Wound healing and the immune response in swine treated with a hemostatic bandage composed of salmon thrombin and fibrinogen.
Author(s): Rothwell SW, Sawyer E, Dorsey J, Flournoy WS, Settle T, Simpson D, Cadd G, Janmey P, White C, Szabo KA
Affiliation(s): Department of Anatomy, Physiology and Genetics, Uniformed Services University of the Health Sciences, Bethesda, MD 20814-4799, USA. email@example.com
Publication date & source: 2009-10, J Mater Sci Mater Med., 20(10):2155-66. Epub 2009 May 18.
Publication type: Evaluation Studies; Research Support, U.S. Gov't, Non-P.H.S.
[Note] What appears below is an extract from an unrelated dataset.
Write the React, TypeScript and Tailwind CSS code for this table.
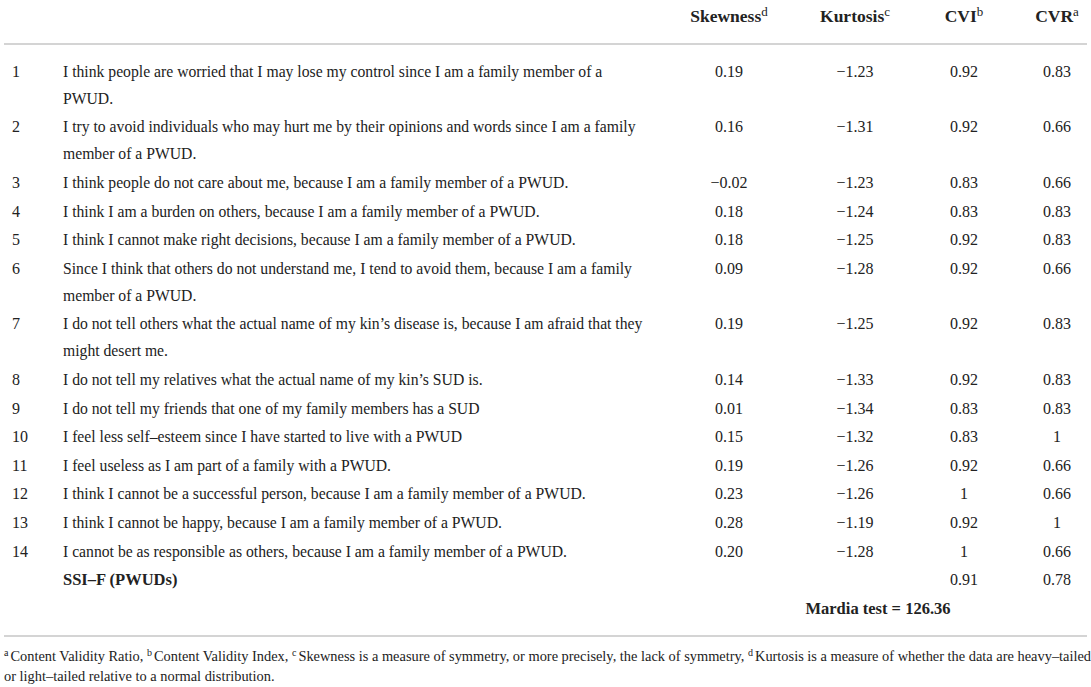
import React from 'react';

type Row = {
  n: string;
  text: React.ReactNode;
  skew: string;
  kurt: string;
  cvi: string;
  cvr: string;
};

const rows: Row[] = [
  { n: '1', text: <>I think people are worried that I may lose my control since I am a family member of a<br />PWUD.</>, skew: '0.19', kurt: '\u22121.23', cvi: '0.92', cvr: '0.83' },
  { n: '2', text: <>I try to avoid individuals who may hurt me by their opinions and words since I am a family<br />member of a PWUD.</>, skew: '0.16', kurt: '\u22121.31', cvi: '0.92', cvr: '0.66' },
  { n: '3', text: 'I think people do not care about me, because I am a family member of a PWUD.', skew: '\u22120.02', kurt: '\u22121.23', cvi: '0.83', cvr: '0.66' },
  { n: '4', text: 'I think I am a burden on others, because I am a family member of a PWUD.', skew: '0.18', kurt: '\u22121.24', cvi: '0.83', cvr: '0.83' },
  { n: '5', text: 'I think I cannot make right decisions, because I am a family member of a PWUD.', skew: '0.18', kurt: '\u22121.25', cvi: '0.92', cvr: '0.83' },
  { n: '6', text: <>Since I think that others do not understand me, I tend to avoid them, because I am a family<br />member of a PWUD.</>, skew: '0.09', kurt: '\u22121.28', cvi: '0.92', cvr: '0.66' },
  { n: '7', text: <>I do not tell others what the actual name of my kin’s disease is, because I am afraid that they<br />might desert me.</>, skew: '0.19', kurt: '\u22121.25', cvi: '0.92', cvr: '0.83' },
  { n: '8', text: 'I do not tell my relatives what the actual name of my kin’s SUD is.', skew: '0.14', kurt: '\u22121.33', cvi: '0.92', cvr: '0.83' },
  { n: '9', text: 'I do not tell my friends that one of my family members has a SUD', skew: '0.01', kurt: '\u22121.34', cvi: '0.83', cvr: '0.83' },
  { n: '10', text: 'I feel less self\u2013esteem since I have started to live with a PWUD', skew: '0.15', kurt: '\u22121.32', cvi: '0.83', cvr: '1' },
  { n: '11', text: 'I feel useless as I am part of a family with a PWUD.', skew: '0.19', kurt: '\u22121.26', cvi: '0.92', cvr: '0.66' },
  { n: '12', text: 'I think I cannot be a successful person, because I am a family member of a PWUD.', skew: '0.23', kurt: '\u22121.26', cvi: '1', cvr: '0.66' },
  { n: '13', text: 'I think I cannot be happy, because I am a family member of a PWUD.', skew: '0.28', kurt: '\u22121.19', cvi: '0.92', cvr: '1' },
  { n: '14', text: 'I cannot be as responsible as others, because I am a family member of a PWUD.', skew: '0.20', kurt: '\u22121.28', cvi: '1', cvr: '0.66' },
];

// header superscript
const HSup = ({ children }: { children: React.ReactNode }) => (
  <sup className="text-[13px] font-normal -top-[6px]">{children}</sup>
);

// footnote superscript
const FSup = ({ children }: { children: React.ReactNode }) => (
  <sup className="text-[10px] -top-[5px] mr-[2px]">{children}</sup>
);

const App: React.FC = () => {
  return (
    <div className="w-[1091px] h-[687px] bg-white text-[#222] px-1 font-['Liberation_Serif',serif]">
      <table className="w-[1083px] table-fixed border-collapse">
        <colgroup>
          <col className="w-[59px]" />
          <col className="w-[586px]" />
          <col className="w-[160px]" />
          <col className="w-[92px]" />
          <col className="w-[126px]" />
          <col className="w-[60px]" />
        </colgroup>
        <thead>
          <tr className="border-b-2 border-[#d4d4d4] text-[17.5px] leading-[20px] font-bold align-top">
            <th className="h-[44px]" />
            <th />
            <th className="text-center pt-[6px] whitespace-nowrap">Skewness<HSup>d</HSup></th>
            <th className="text-center pt-[6px] whitespace-nowrap">Kurtosis<HSup>c</HSup></th>
            <th className="text-center pt-[6px] whitespace-nowrap">CVI<HSup>b</HSup></th>
            <th className="text-center pt-[6px] whitespace-nowrap">CVR<HSup>a</HSup></th>
          </tr>
        </thead>
        <tbody className="text-[16px] leading-[27px] align-top">
          <tr><td colSpan={6} className="h-[13px] p-0" /></tr>
          {rows.map((r) => (
            <tr key={r.n}>
              <td className="pl-2 py-[0.8px]">{r.n}</td>
              <td className="py-[0.8px] text-[15.7px] whitespace-nowrap">{r.text}</td>
              <td className="py-[0.8px] text-center">{r.skew}</td>
              <td className="py-[0.8px] text-center">{r.kurt}</td>
              <td className="py-[0.8px] text-center">{r.cvi}</td>
              <td className="py-[0.8px] text-center">{r.cvr}</td>
            </tr>
          ))}
          <tr>
            <td className="py-[0.8px]" />
            <td className="py-[0.8px] font-bold text-[16.5px]">SSI{'\u2013'}F (PWUDs)</td>
            <td />
            <td />
            <td className="py-[0.8px] text-center">0.91</td>
            <td className="py-[0.8px] text-center">0.78</td>
          </tr>
          <tr>
            <td className="py-[0.8px]" />
            <td />
            <td colSpan={4} className="py-[0.8px] pl-[20px] text-center font-bold text-[16.5px]">Mardia test = 126.36</td>
          </tr>
          <tr className="border-b-2 border-[#d4d4d4]"><td colSpan={6} className="h-[13px] p-0" /></tr>
        </tbody>
      </table>
      <p className="text-[14.4px] leading-[20px] mt-[9px] whitespace-nowrap">
        <FSup>a</FSup>Content Validity Ratio, <FSup>b</FSup>Content Validity Index, <FSup>c</FSup>Skewness is a measure of symmetry, or more precisely, the lack of symmetry, <FSup>d</FSup>Kurtosis is a measure of whether the data are heavy{'\u2013'}tailed<br />or light{'\u2013'}tailed relative to a normal distribution.
      </p>
    </div>
  );
};

export default App;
We investigated the inflammatory response in pigs exposed to salmon fibrinogen/thrombin dressings. Animals were exposed to the material in 3 ways: (a) thrombin and fibrinogen were injected intravenously, (b) dual full-thickness skin lesions were surgically created on the dorsal aspect of the swine and treated with the fibrinogen/thrombin bandage and a commercial bandage or (c) a fibrinogen/thrombin bandage was inserted through an abdominal incision into the peritoneal cavity. Blood was collected twice weekly and animals were sacrificed at 7, 10 or 28 days. Animals in the 28-day dermal lesion group were given an injection of salmon fibrinogen/thrombin at the 10 day point to simulate a second bandage application. The immune response manifested itself as induction of germinal centers in mesenteric lymph nodes and in the white pulp of the spleen. Examination of the histology of the skin and organs showed a cellular inflammatory response with granulation tissue and signs of edema that resolved by the 28-day stage. Antibodies reactive to salmon and human thrombin and fibrinogen were detected, but fibrinogen levels and coagulation processes were not affected. In conclusion, animals treated with salmon fibrinogen/thrombin bandages demonstrated a smooth recovery course in terms of both tissue healing and the immune response without adverse effects from the exposure to the fish proteins.